Summary
- Generally, energy infrastructure corporations tend to be larger and have a higher credit quality than MLPs, while MLPs offer higher, tax-advantaged yield.
- The Alerian MLP Index (AMZ) has greater exposure to companies focused on petroleum pipelines, while the Alerian Midstream Energy Corporation Index (AMCC) is biased towards natural gas pipelines.
- Performance comparisons between AMZ and AMCC will vary based on how different macro drivers impact constituents, but structure alone is not typically a primary determinant of performance.
The North American energy infrastructure universe consists of Master Limited Partnerships (MLPs) and US and Canadian corporations, which transport, store, and process hydrocarbons. Business activities are similar, but tax treatment differs, with MLPs receiving special advantages as pass-through entities in the US. Beyond the obvious tax differences, how do midstream MLPs and C-Corps compare when it comes to performance, yields, credit quality, and other metrics? Today’s note compares energy infrastructure MLPs and corporations using the Alerian MLP Index (AMZ) and the Alerian Midstream Energy Corporation Index (AMCC).
Introducing AMCC – the midstream C-Corp benchmark.

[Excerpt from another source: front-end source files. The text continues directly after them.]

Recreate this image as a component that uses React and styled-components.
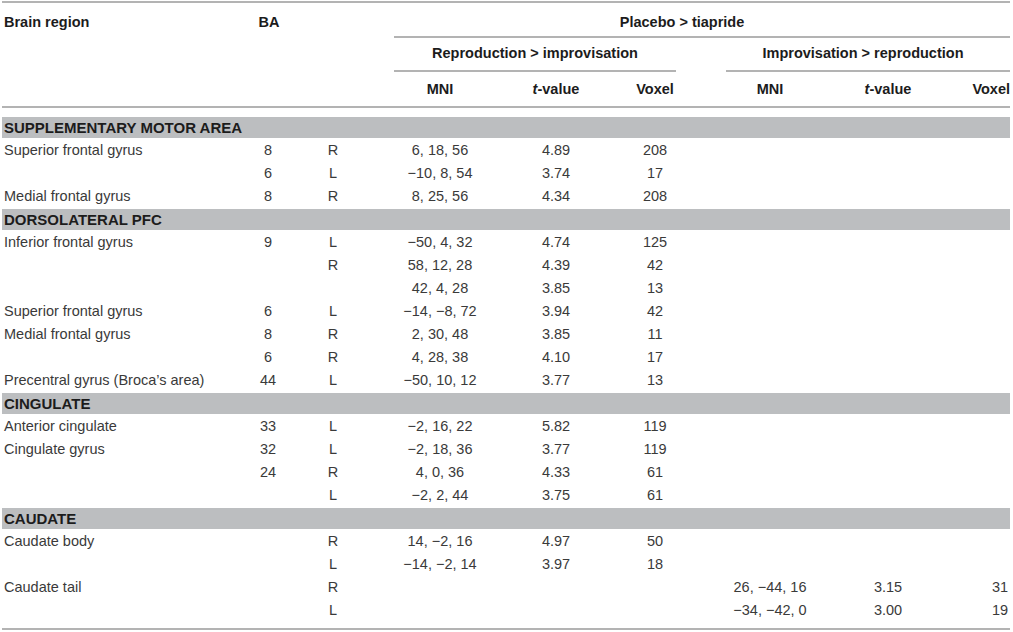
import React from 'react'
import styled, { createGlobalStyle } from 'styled-components'

const Global = createGlobalStyle`
  body {
    margin: 0;
    background: #fff;
    font-family: "Liberation Sans", Arial, sans-serif;
  }
`

const RULE = '2px solid #b3b3b3'

const sections = [
  {
    title: 'SUPPLEMENTARY MOTOR AREA',
    rows: [
      ['Superior frontal gyrus', '8', 'R', '6, 18, 56', '4.89', '208'],
      ['', '6', 'L', '−10, 8, 54', '3.74', '17'],
      ['Medial frontal gyrus', '8', 'R', '8, 25, 56', '4.34', '208'],
    ],
  },
  {
    title: 'DORSOLATERAL PFC',
    rows: [
      ['Inferior frontal gyrus', '9', 'L', '−50, 4, 32', '4.74', '125'],
      ['', '', 'R', '58, 12, 28', '4.39', '42'],
      ['', '', '', '42, 4, 28', '3.85', '13'],
      ['Superior frontal gyrus', '6', 'L', '−14, −8, 72', '3.94', '42'],
      ['Medial frontal gyrus', '8', 'R', '2, 30, 48', '3.85', '11'],
      ['', '6', 'R', '4, 28, 38', '4.10', '17'],
      ['Precentral gyrus (Broca’s area)', '44', 'L', '−50, 10, 12', '3.77', '13'],
    ],
  },
  {
    title: 'CINGULATE',
    rows: [
      ['Anterior cingulate', '33', 'L', '−2, 16, 22', '5.82', '119'],
      ['Cingulate gyrus', '32', 'L', '−2, 18, 36', '3.77', '119'],
      ['', '24', 'R', '4, 0, 36', '4.33', '61'],
      ['', '', 'L', '−2, 2, 44', '3.75', '61'],
    ],
  },
  {
    title: 'CAUDATE',
    rows: [
      ['Caudate body', '', 'R', '14, −2, 16', '4.97', '50'],
      ['', '', 'L', '−14, −2, 14', '3.97', '18'],
      ['Caudate tail', '', 'R', '', '', '', '26, −44, 16', '3.15', '31'],
      ['', '', 'L', '', '', '', '−34, −42, 0', '3.00', '19'],
    ],
  },
]

const widths = [230, 72, 58, 156, 76, 122, 108, 128, 58]

const alignFor = (i) => (i === 0 ? 'left' : i === 8 ? 'right' : 'center')

function App() {
  return (
    <>
      <Global />
      <Table>
        <colgroup>
          {widths.map((w, i) => (
            <col key={i} style={{ width: w }} />
          ))}
        </colgroup>
        <thead>
          <tr>
            <TopHead rowSpan={3} $align="left">Brain region</TopHead>
            <TopHead rowSpan={3}>BA</TopHead>
            <TopHead rowSpan={3} />
            <GroupHead colSpan={6}>
              <GroupLabel $top={11} $bottom={6} $ml={32} $pr={40}>
                Placebo &gt; tiapride
              </GroupLabel>
            </GroupHead>
          </tr>
          <tr>
            <GroupHead colSpan={3}>
              <GroupLabel $top={7} $bottom={9} $ml={32} $mr={40}>
                Reproduction &gt; improvisation
              </GroupLabel>
            </GroupHead>
            <GroupHead colSpan={3}>
              <GroupLabel $top={7} $bottom={9} $ml={10} $pr={10}>
                Improvisation &gt; reproduction
              </GroupLabel>
            </GroupHead>
          </tr>
          <tr>
            <ColHead>MNI</ColHead>
            <ColHead><em>t</em>-value</ColHead>
            <ColHead>Voxel</ColHead>
            <ColHead>MNI</ColHead>
            <ColHead><em>t</em>-value</ColHead>
            <ColHead $align="right">Voxel</ColHead>
          </tr>
        </thead>
        <tbody>
          <Gap $h={8}><td colSpan={9} /></Gap>
          {sections.map((s) => (
            <React.Fragment key={s.title}>
              <tr>
                <SectionCell colSpan={9}>{s.title}</SectionCell>
              </tr>
              {s.rows.map((r, ri) => (
                <tr key={ri}>
                  {Array.from({ length: 9 }, (_, i) => (
                    <Cell key={i} $align={alignFor(i)}>
                      {r[i] || ''}
                    </Cell>
                  ))}
                </tr>
              ))}
            </React.Fragment>
          ))}
          <Gap $h={6}><td colSpan={9} /></Gap>
        </tbody>
      </Table>
    </>
  )
}

const Table = styled.table`
width:1008px;
margin:1px 0 0 2px;
table-layout:fixed;
border-collapse:separate;
border-spacing:0;
border-top:${RULE};
border-bottom:${RULE};
font-size:14.5px;
th{
    font-weight:bold;
    color:#1c1c1c;
    line-height:16px;
    padding:0;
    em{
        font-style:italic;
    }
}
`

const TopHead = styled.th`
vertical-align:top;
text-align:${(p) => p.$align || 'center'};
padding:11px 0 0 2px !important;
border-bottom:${RULE};
`

const GroupHead = styled.th`
vertical-align:top;
`

const GroupLabel = styled.div`
text-align:center;
padding:${(p) => p.$top}px ${(p) => p.$pr || 0}px ${(p) => p.$bottom}px 0;
margin:0 ${(p) => p.$mr || 0}px 0 ${(p) => p.$ml || 0}px;
border-bottom:${RULE};
`

const ColHead = styled.th`
text-align:${(p) => p.$align || 'center'};
padding:9px 0 !important;
border-bottom:${RULE};
`

const Gap = styled.tr`
td{
    height:${(p) => p.$h}px;
    padding:0;
}
`

const SectionCell = styled.td`
height:21px;
padding:0 0 0 2px;
background:#bcbec0;
background-clip:padding-box;
border-top:1px solid #fff;
border-bottom:1px solid #fff;
font-size:15px;
font-weight:bold;
color:#1c1c1c;
line-height:21px;
`

const Cell = styled.td`
height:23px;
padding:0 ${(p) => (p.$align === 'right' ? '2px' : '0')} 0 ${(p) => (p.$align === 'left' ? '2px' : '0')};
line-height:23px;
text-align:${(p) => p.$align};
color:#3a3a3a;
white-space:nowrap;
`

export default App
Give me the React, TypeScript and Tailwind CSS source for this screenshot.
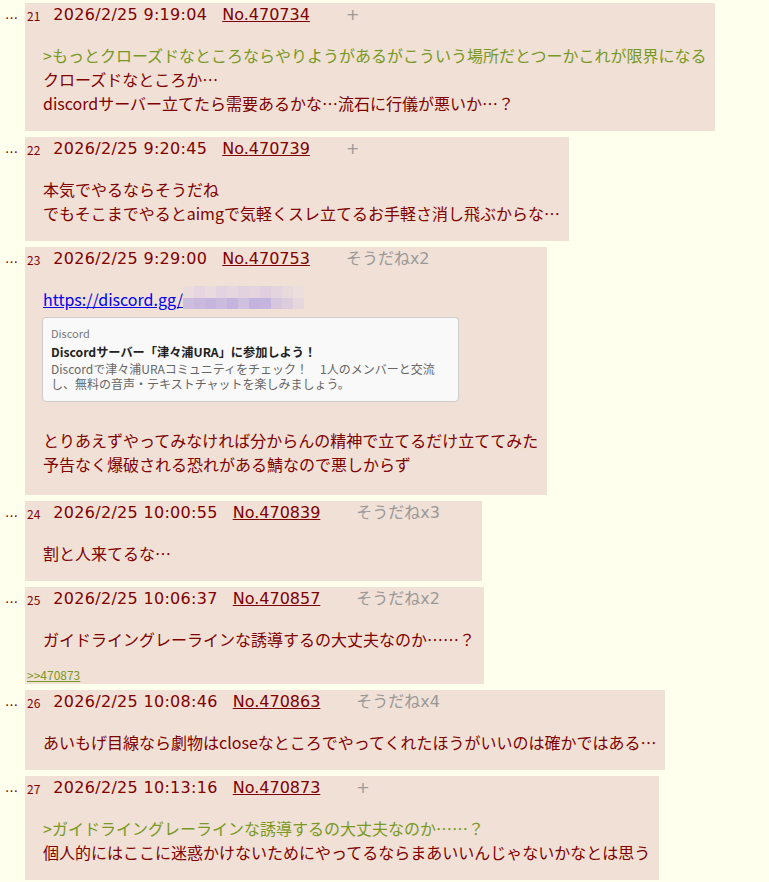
import React from "react";

type Post = {
  n: number;
  date: string;
  no: string;
  sodane?: string;
  lines: { t: string; q?: boolean }[];
  kind?: "discord";
  ref?: string;
};

const posts: Post[] = [
  {
    n: 21,
    date: "2026/2/25 9:19:04",
    no: "470734",
    lines: [
      { t: ">もっとクローズドなところならやりようがあるがこういう場所だとつーかこれが限界になる", q: true },
      { t: "クローズドなところか…" },
      { t: "discordサーバー立てたら需要あるかな…流石に行儀が悪いか…？" },
    ],
  },
  {
    n: 22,
    date: "2026/2/25 9:20:45",
    no: "470739",
    lines: [
      { t: "本気でやるならそうだね" },
      { t: "でもそこまでやるとaimgで気軽くスレ立てるお手軽さ消し飛ぶからな…" },
    ],
  },
  {
    n: 23,
    date: "2026/2/25 9:29:00",
    no: "470753",
    sodane: "そうだねx2",
    kind: "discord",
    lines: [
      { t: "とりあえずやってみなければ分からんの精神で立てるだけ立ててみた" },
      { t: "予告なく爆破される恐れがある鯖なので悪しからず" },
    ],
  },
  {
    n: 24,
    date: "2026/2/25 10:00:55",
    no: "470839",
    sodane: "そうだねx3",
    lines: [{ t: "割と人来てるな…" }],
  },
  {
    n: 25,
    date: "2026/2/25 10:06:37",
    no: "470857",
    sodane: "そうだねx2",
    lines: [{ t: "ガイドライングレーラインな誘導するの大丈夫なのか……？" }],
    ref: ">>470873",
  },
  {
    n: 26,
    date: "2026/2/25 10:08:46",
    no: "470863",
    sodane: "そうだねx4",
    lines: [{ t: "あいもげ目線なら劇物はcloseなところでやってくれたほうがいいのは確かではある…" }],
  },
  {
    n: 27,
    date: "2026/2/25 10:13:16",
    no: "470873",
    lines: [
      { t: ">ガイドライングレーラインな誘導するの大丈夫なのか……？", q: true },
      { t: "個人的にはここに迷惑かけないためにやってるならまあいいんじゃないかなとは思う" },
    ],
  },
];

const mosaicTop = [
  "#eadbdc", "#e6d5de", "#e9dadd", "#e3d2df", "#e6d6de", "#e2d1df", "#e5d4de", "#e0cfdf", "#e4d4de", "#e8d9dd", "#ecdedc",
];
const mosaicBot = [
  "#cdbddf", "#c9b9de", "#c6b5de", "#cbbbdf", "#c4b3dd", "#cfc0df", "#c3b2dd", "#c5b4dd", "#d6c7de", "#dccddd", "#e6d7dc",
];

function Mosaic() {
  return (
    <span className="flex flex-col mt-[-4px]">
      <span className="flex">
        {mosaicTop.map((c, i) => (
          <span key={i} className="block w-[11px] h-[12px]" style={{ background: c }} />
        ))}
      </span>
      <span className="flex">
        {mosaicBot.map((c, i) => (
          <span key={i} className="block w-[11px] h-[11px]" style={{ background: c }} />
        ))}
      </span>
    </span>
  );
}

function DiscordBlock() {
  return (
    <div>
      <div className="h-[24px] leading-[24px] flex items-center">
        <span className="text-[#0000ee] underline">https://discord.gg/</span>
        <Mosaic />
      </div>
      <div className="mt-[6px] mb-[26px] ml-[-1px] w-[417px] rounded-[4px] border border-[#cccccc] bg-[#f9f9f9] pt-[8px] px-[8px] pb-[10px]">
        <div className="text-[11px] leading-[14px] text-[#777777]">Discord</div>
        <div className="mt-[4px] text-[12.2px] leading-[16px] font-bold text-[#222222]">
          Discordサーバー「津々浦URA」に参加しよう！
        </div>
        <div className="mt-[1px] text-[12px] leading-[15px] text-[#666666]">
          <div>Discordで津々浦URAコミュニティをチェック！　1人のメンバーと交流</div>
          <div>し、無料の音声・テキストチャットを楽しみましょう。</div>
        </div>
      </div>
    </div>
  );
}

const headerFont = { fontFamily: '"DejaVu Sans", "Noto Sans CJK JP", sans-serif' };

function PostRow({ p }: { p: Post }) {
  return (
    <div className="flex items-start mb-[6px]">
      <div className="w-[25px] shrink-0 pl-[5px] pt-[3px] h-[24px] leading-[24px] text-[13px] text-[#800000]">…</div>
      <div className="bg-[#f0e0d6] pl-[2px] w-fit">
        <div className="flex items-center h-[24px] pr-[42px] whitespace-nowrap overflow-hidden">
          <span className="text-[12px] leading-[24px] text-[#800000] pt-[1px]">{p.n}</span>
          <span
            className="ml-[13px] text-[16px] leading-[24px] text-[#800000] tracking-[0.3px]"
            style={headerFont}
          >
            {p.date}
          </span>
          <span className="ml-[15px] text-[16px] leading-[24px] text-[#800000] underline" style={headerFont}>
            No.{p.no}
          </span>
          <span className="ml-[36px] text-[16px] leading-[24px] text-[#999999]" style={headerFont}>
            {p.sodane ? p.sodane : "+"}
          </span>
        </div>
        <div
          className={
            "mt-[16px] ml-[16px] pr-[9px] text-[16px] leading-[24px] whitespace-nowrap " +
            (p.kind === "discord" ? "mb-[19px]" : "mb-[16px]")
          }
        >
          {p.kind === "discord" && <DiscordBlock />}
          {p.lines.map((l, i) => (
            <div key={i} className={l.q ? "text-[#789922]" : "text-[#800000]"}>
              {l.t}
            </div>
          ))}
        </div>
        {p.ref && (
          <div className="text-[12px] leading-[16px] pb-[1px]">
            <span className="text-[#789922] underline">{p.ref}</span>
          </div>
        )}
      </div>
    </div>
  );
}

export default function App() {
  return (
    <div
      className="min-h-[882px] bg-[#ffffee] pt-[3px] overflow-hidden"
      style={{ fontFamily: '"Noto Sans CJK JP", "Noto Sans", sans-serif' }}
    >
      {posts.map((p) => (
        <PostRow key={p.n} p={p} />
      ))}
    </div>
  );
}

As the number of midstream corporations increased and their share of the universe market capitalization grew over time, it was clear that an energy infrastructure C-Corp benchmark was needed. AMCC includes midstream companies based in the US and Canada that are taxed as corporations. At the end of June, AMCC was 36.2% Canadian corporations. AMCC’s methodology is similar to the AMZ in that constituents are weighted based on float-adjusted market capitalization and the largest constituents are capped at 10%. These similarities help facilitate comparisons between these two indexes as proxies for MLPs and corporations in aggregate. The AMCC Index began live calculation in December 2019.
AMZ vs. AMCC: Comparing MLPs and corporations with index data.
AMZ and AMCC index-level data is useful for making generalizations about MLPs and corporations as a group. (Investors weighing an investment in an individual MLP against an individual corporation should clearly perform a more focused comparison.) As shown in the table below, corporations are larger by market capitalization and have better credit profiles as evidenced by a higher investment-grade weighting for AMCC. MLPs tend to offer more generous income, with the yield on AMZ sitting 270 basis points above that of AMCC at the end of June. MLP income is not only higher but tends to be largely tax-deferred, which is a key benefit of the MLP structure (read more).
AMZ and AMCC also differ in their subsector exposure, with the MLP index providing greater exposure to companies focused on petroleum pipelines (43.8% of AMZ) and the C-Corp index biased towards natural gas pipelines (33.4% of AMCC). Both offer similar exposure to gathering & processing (G&P) companies at ~30% of the index by weighting. However, the G&P names in AMZ are smaller (i.e. market cap below $10 billion) and higher beta compared to some of the G&P corporations in AMCC, such as Williams (WMB), which had a market cap near $40 billion at the end of June and is a component of the S&P 500. Liquefaction accounts for 12.3% of AMCC, which is three times the weighting of liquefaction in AMZ. Cheniere Energy Partners (CQP) is the lone liquefaction name in AMZ.